**What is needed:** Tally up the lines where the string "components" appears; reply with the number only.

**Data block:**
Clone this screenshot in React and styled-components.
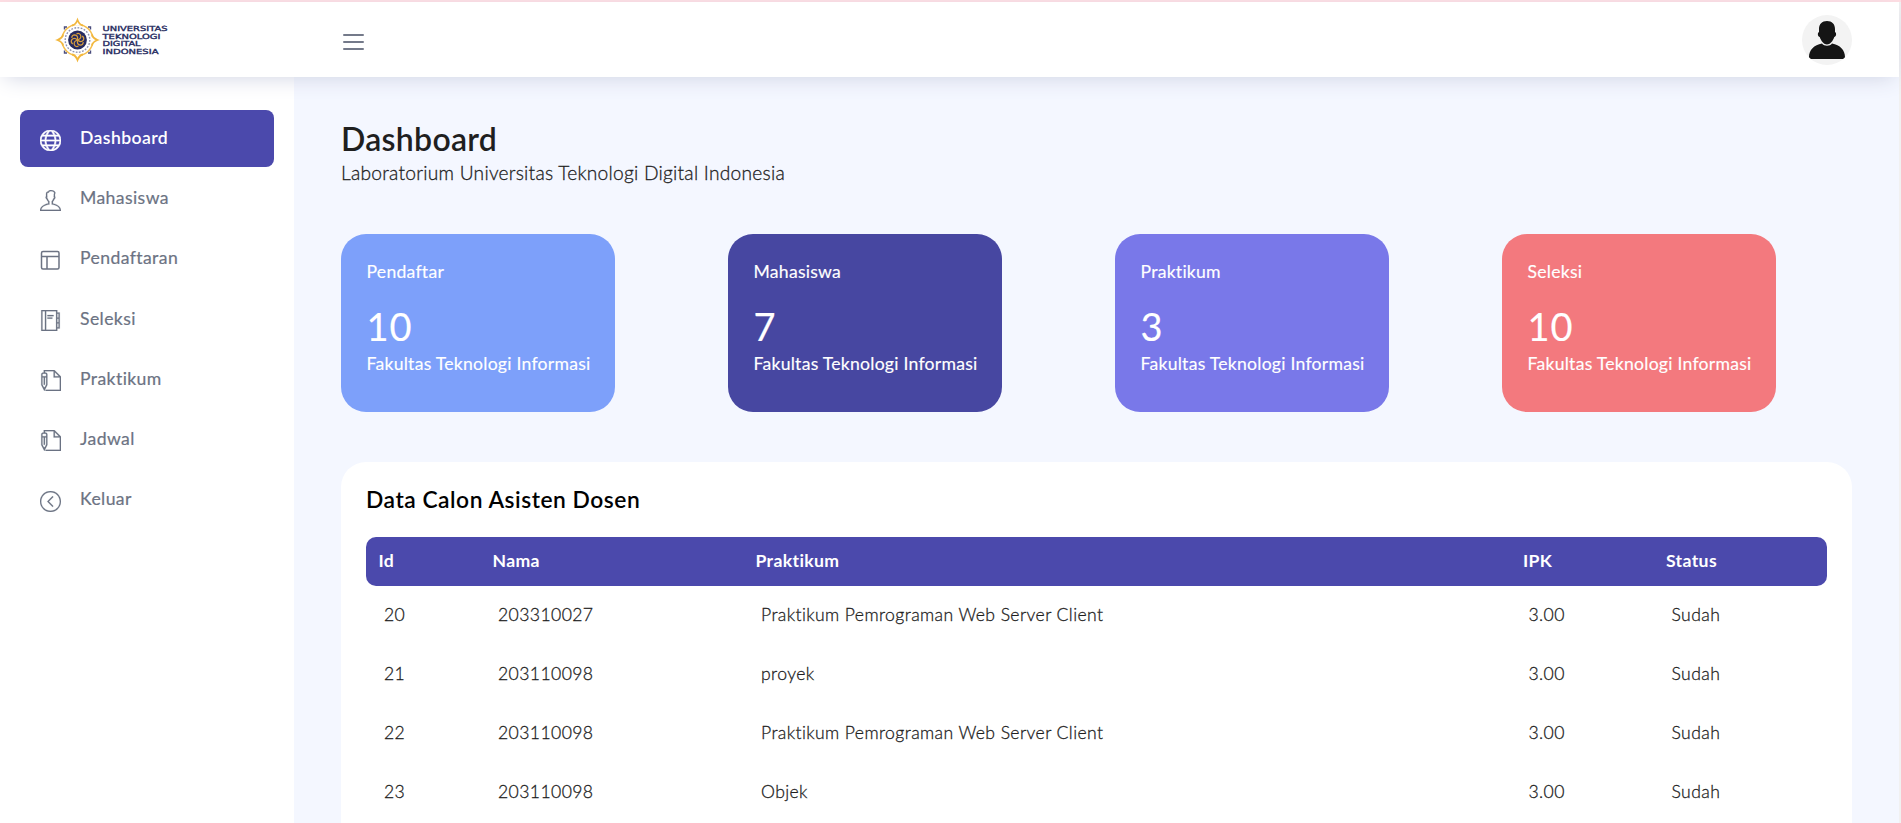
import React from 'react';
import styled, { createGlobalStyle } from 'styled-components';
import { TfiWorld, TfiUser, TfiAgenda, TfiWrite, TfiArrowCircleLeft } from 'react-icons/tfi';

const GlobalStyle = createGlobalStyle`
  * { box-sizing: border-box; }
  html { background: #f1f1f1; }
  body {
    margin: 0;
    height: 823px;
    overflow: hidden;
    font-family: Lato, "Open Sans", sans-serif;
    color: #1f1f1f;
  }
  h1, h2, p { margin: 0; }
`;

const Page = styled.div`
  height: 823px;
  display: flex;
  flex-direction: column;
  border-top: 2px solid #ffdde2;
`;

const Topbar = styled.header`
  position: relative;
  z-index: 2;
  flex: 0 0 75px;
  width: 1899px;
  display: flex;
  align-items: center;
  background: #fff;
  box-shadow: 0 5px 21px -5px #cdd1e1;
`;

const Brand = styled.div`
  width: 294px;
  padding-left: 54px;
  line-height: 0;
`;

const MenuButton = styled.button`
  display: flex;
  flex-direction: column;
  gap: 5px;
  margin: 4px 0 0 49px;
  padding: 0;
  border: 0;
  background: none;
`;

const MenuLine = styled.span`
  width: 21px;
  height: 2px;
  border-radius: 1px;
  background: #747a8a;
`;

const Avatar = styled.div`
  width: 50px;
  height: 50px;
  margin: 0 47px 0 auto;
  border-radius: 50%;
  overflow: hidden;
  background: #f3f3f3;
`;

const Body = styled.div`
  flex: 1;
  min-height: 0;
  width: 1899px;
  display: flex;
  background: #f4f7ff;
`;

const Sidebar = styled.nav`
  flex: 0 0 294px;
  padding: 33px 20px 0;
  display: flex;
  flex-direction: column;
  gap: 3.2px;
  background: #fff;
`;

const NavItem = styled.a`
  display: flex;
  align-items: center;
  height: 57px;
  padding-left: 20px;
  border-radius: 8px;
  font-size: 17.6px;
  letter-spacing: 0.4px;
  font-weight: ${(p) => (p.$active ? 600 : 400)};
  -webkit-text-stroke: ${(p) => (p.$active ? '0' : '0.2px')};
  color: ${(p) => (p.$active ? '#fff' : '#6c7383')};
  background: ${(p) => (p.$active ? '#4b49ac' : 'transparent')};

  svg {
    width: 21px;
    height: 21px;
    margin: 3px 19px 0 0;
    stroke-width: ${(p) => (p.$active ? 0.5 : 0.15)};
  }
`;

const NavLabel = styled.span`
  padding-bottom: 2px;
`;

const Main = styled.main`
  flex: 1;
  padding: 40px 47px 0;
  display: flex;
  flex-direction: column;
`;

const Title = styled.h1`
  font-size: 32px;
  line-height: 43px;
  font-weight: 600;
  letter-spacing: 0.28px;
`;

const Subtitle = styled.p`
  font-size: 19.2px;
  line-height: 26px;
  font-weight: 300;
  letter-spacing: 0.24px;
  -webkit-text-stroke: 0.3px;
`;

const Stats = styled.section`
  display: flex;
  gap: 113px;
  margin: 48px 0 50px;
`;

const StatCard = styled.article`
  width: 274px;
  height: 178px;
  padding: 25px 0 0 25.5px;
  border-radius: 25px;
  color: #fff;
  font-size: 17.6px;
  line-height: 26px;
  letter-spacing: 0.25px;
  white-space: nowrap;
  -webkit-text-stroke: 0.15px;
  background: ${(p) => p.$color};
`;

const StatValue = styled.p`
  margin: 17px 0 1px;
  font-size: 38px;
  line-height: 48px;
  letter-spacing: 1px;
`;

const Panel = styled.section`
  flex: 1;
  padding: 22.5px 25px 0;
  border-radius: 25px 25px 0 0;
  background: #fff;
  overflow: hidden;
`;

const PanelTitle = styled.h2`
  margin-bottom: 24.5px;
  font-size: 22.8px;
  line-height: 28px;
  font-weight: 600;
  letter-spacing: 0.52px;
  color: #010101;
`;

const Row = styled.div`
  display: grid;
  grid-template-columns: 114px 263px 767.5px 143px 1fr;
  align-items: center;
  height: 59px;
  padding: 0 0 2px 18px;
  font-size: 17.6px;
  font-weight: 300;
  letter-spacing: 0.4px;
  -webkit-text-stroke: 0.3px;
`;

const HeadRow = styled(Row)`
  height: 49px;
  padding-left: 12.5px;
  border-radius: 10px;
  font-weight: 700;
  letter-spacing: 0.36px;
  -webkit-text-stroke: 0;
  color: #fff;
  background: #4b49ac;
`;

function LayoutIcon() {
  return (
    <svg viewBox="0 0 21 21" fill="none" stroke="currentColor">
      <g strokeWidth="1.5">
        <rect x="1.5" y="1.5" width="17.5" height="17.5" rx="1.5" />
        <path d="M1.5 6.5H19M7 6.5V19" />
      </g>
    </svg>
  );
}

function Logo() {
  const words = [['UNIVERSITAS', 65], ['TEKNOLOGI', 58], ['DIGITAL', 38], ['INDONESIA', 56]];
  return (
    <svg width="116" height="48" viewBox="0 0 116 48">
      <g transform="translate(23.5 24)" fill="none">
        <circle r="15.500" stroke="#f5be4c" strokeWidth="1.5" />
        {[0, 90, 180, 270].map((a) => (
          <g key={a} transform={`rotate(${a})`}>
            <path d="M-5.500 -14.500Q-2 -15 0 -20Q2 -15 5.500 -14.500" stroke="#f2b73d" strokeWidth="1.8" fill="#fff" />
            <path d="M10.500 -13L13 -13L13 -10.500" stroke="#4a4c7c" strokeWidth="1.4" />
          </g>
        ))}
        <circle r="12.300" stroke="#8f92b0" strokeWidth="1.400" strokeDasharray="1.800 1.400" />
        <circle r="9.400" fill="#262b60" />
        {[0, 60, 120, 180, 240, 300].map((a) => (
          <path key={a} d="M0 0Q4.500 -1.500 3 -5Q1.500 -7.500 -1 -6" transform={`rotate(${a})`} stroke="#d99f3e" strokeWidth="1.200" />
        ))}
      </g>
      <g fill="#262b60" stroke="#262b60" strokeWidth="0.35" fontFamily="DejaVu Sans" fontSize="7">
        {words.map(([word, len], i) => (
          <text key={word} x="48.500" y={15 + i * 7.5} textLength={len} lengthAdjust="spacingAndGlyphs">{word}</text>
        ))}
      </g>
    </svg>
  );
}

function Person() {
  return (
    <svg width="50" height="50" viewBox="0 0 50 50" fill="#151515">
      <path d="M25 6C30 6 33 9 33 14V17C35 18 34 22 32.300 22C31 26 28 29.500 25 29.500S19 26 17.700 22C16 22 15 18 17 17V14C17 9 20 6 25 6Z" />
      <path d="M20 28.500C22 31.500 28 31.500 30 28.500C38 30 43 35 43 42Q43 44 41 44H9Q7 44 7 42C7 35 12 30 20 28.500Z" />
    </svg>
  );
}

const nav = [
  ['Dashboard', TfiWorld],
  ['Mahasiswa', TfiUser],
  ['Pendaftaran', LayoutIcon],
  ['Seleksi', TfiAgenda],
  ['Praktikum', TfiWrite],
  ['Jadwal', TfiWrite],
  ['Keluar', TfiArrowCircleLeft],
];

const stats = [
  ['Pendaftar', 10, '#7da0fa'],
  ['Mahasiswa', 7, '#4747a1'],
  ['Praktikum', 3, '#7978e9'],
  ['Seleksi', 10, '#f3797e'],
];

const rows = [
  ['20', '203310027', 'Praktikum Pemrograman Web Server Client', '3.00', 'Sudah'],
  ['21', '203110098', 'proyek', '3.00', 'Sudah'],
  ['22', '203110098', 'Praktikum Pemrograman Web Server Client', '3.00', 'Sudah'],
  ['23', '203110098', 'Objek', '3.00', 'Sudah'],
];

export default function App() {
  return (
    <Page>
      <GlobalStyle />
      <Topbar>
        <Brand><Logo /></Brand>
        <MenuButton aria-label="Menu"><MenuLine /><MenuLine /><MenuLine /></MenuButton>
        <Avatar><Person /></Avatar>
      </Topbar>
      <Body>
        <Sidebar>
          {nav.map(([label, Icon], i) => (
            <NavItem key={label} $active={i === 0}><Icon /><NavLabel>{label}</NavLabel></NavItem>
          ))}
        </Sidebar>
        <Main>
          <Title>Dashboard</Title>
          <Subtitle>Laboratorium Universitas Teknologi Digital Indonesia</Subtitle>
          <Stats>
            {stats.map(([label, value, color]) => (
              <StatCard key={label} $color={color}>
                <p>{label}</p>
                <StatValue>{value}</StatValue>
                <p>Fakultas Teknologi Informasi</p>
              </StatCard>
            ))}
          </Stats>
          <Panel>
            <PanelTitle>Data Calon Asisten Dosen</PanelTitle>
            <HeadRow>
              {['Id', 'Nama', 'Praktikum', 'IPK', 'Status'].map((h) => <span key={h}>{h}</span>)}
            </HeadRow>
            {rows.map((r) => (
              <Row key={r[0]}>{r.map((c, i) => <span key={i}>{c}</span>)}</Row>
            ))}
          </Panel>
        </Main>
      </Body>
    </Page>
  );
}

**Completed task:** 2